The True Basis of Reward: Christ as Our Life

Reward is not a wage for moral improvement. It is the natural outcome of participating in Christ as sanctification and life. The source must be right—if we do not see Christ as the very substance of our sanctification, we will misunderstand both the nature of Christian growth and the meaning of reward.

Scripture is explicit:

“So Christ was once offered to bear the sins of many; and unto them that look for him shall he appear the second time without sin unto salvation.” (Hebrews 9:28)

Christ appears a second time “without sin unto salvation.” He is not returning to deal with sin again, nor to measure out reward based on who managed to sin less. He comes as the embodiment of salvation, bringing with Him the reward that corresponds to His own life manifested in His people.

“And, behold, I come quickly; and my reward is with me, to give every man according as his work shall be.” (Revelation 22:12)

Building on the Only Foundation

Paul tells us plainly:
“You are God’s field, you are God’s building. I planted, Apollos watered, but God gave the increase.” (1 Corinthians 3:6-9)

The increase is God’s alone. We are nothing in ourselves. The foundation is Christ, and no other. What matters is not the volume of our activity, but the nature of what is built. Paul warns us to take heed how we build:

“If anyone builds on this foundation with gold, silver, precious stones, wood, hay, straw, each one’s work will become manifest; for the Day will declare it, because it will be revealed by fire.” (1 Corinthians 3:12-13)

Gold, silver, and precious stones—these are incorruptible.
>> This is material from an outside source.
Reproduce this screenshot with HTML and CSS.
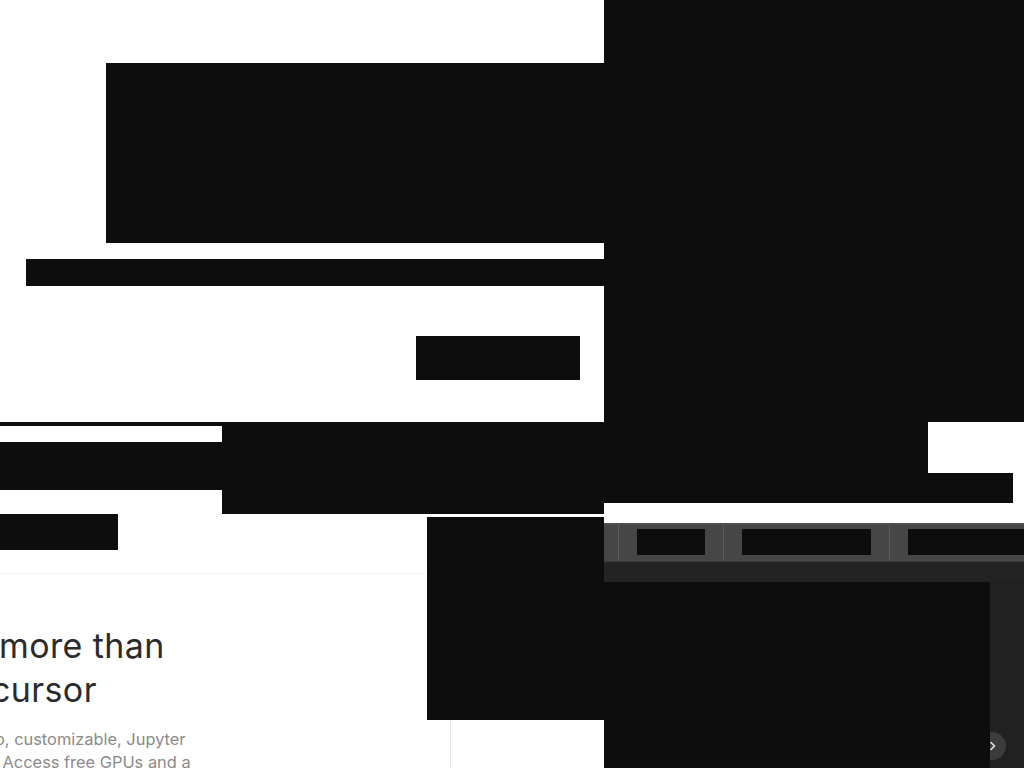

They represent the very life of Christ wrought into our service. Wood, hay, and stubble—these are perishable, the product of human effort, religious zeal, and fleshly striving. The fire will test each work, and only what is of Christ will remain.

What Is at Stake

If you accept the error that reward is for sinning less than others, you lose everything that is distinctively Christian about sanctification and reward. You trade the incorruptible life of Christ for a system of self-improvement. You make the finished work of Christ secondary to your own performance. Ultimately, you undermine the very foundation of justification, inheritance, and sonship. The reward is not for what you produce apart from Christ, but for what remains after all that is not Christ is consumed.

The Only Work That Remains

The only works that survive are those grounded in Christ’s incorruptible life. Reward is not a celebration of your moral track record, but of Christ’s life manifested in you. This is why sanctification is not about striving to be better, but about participating in the One who is our sanctification. The portions of Christ wrought into us—these are what will endure the fire and be rewarded.

If you want to see more of how Christ Himself is our satisfaction and the reality of sanctification, read the eBook Christ as Satisfaction.

Do not settle for a reward built on perishable things. Build on Christ. Let His life be your sanctification, your foundation, and your reward.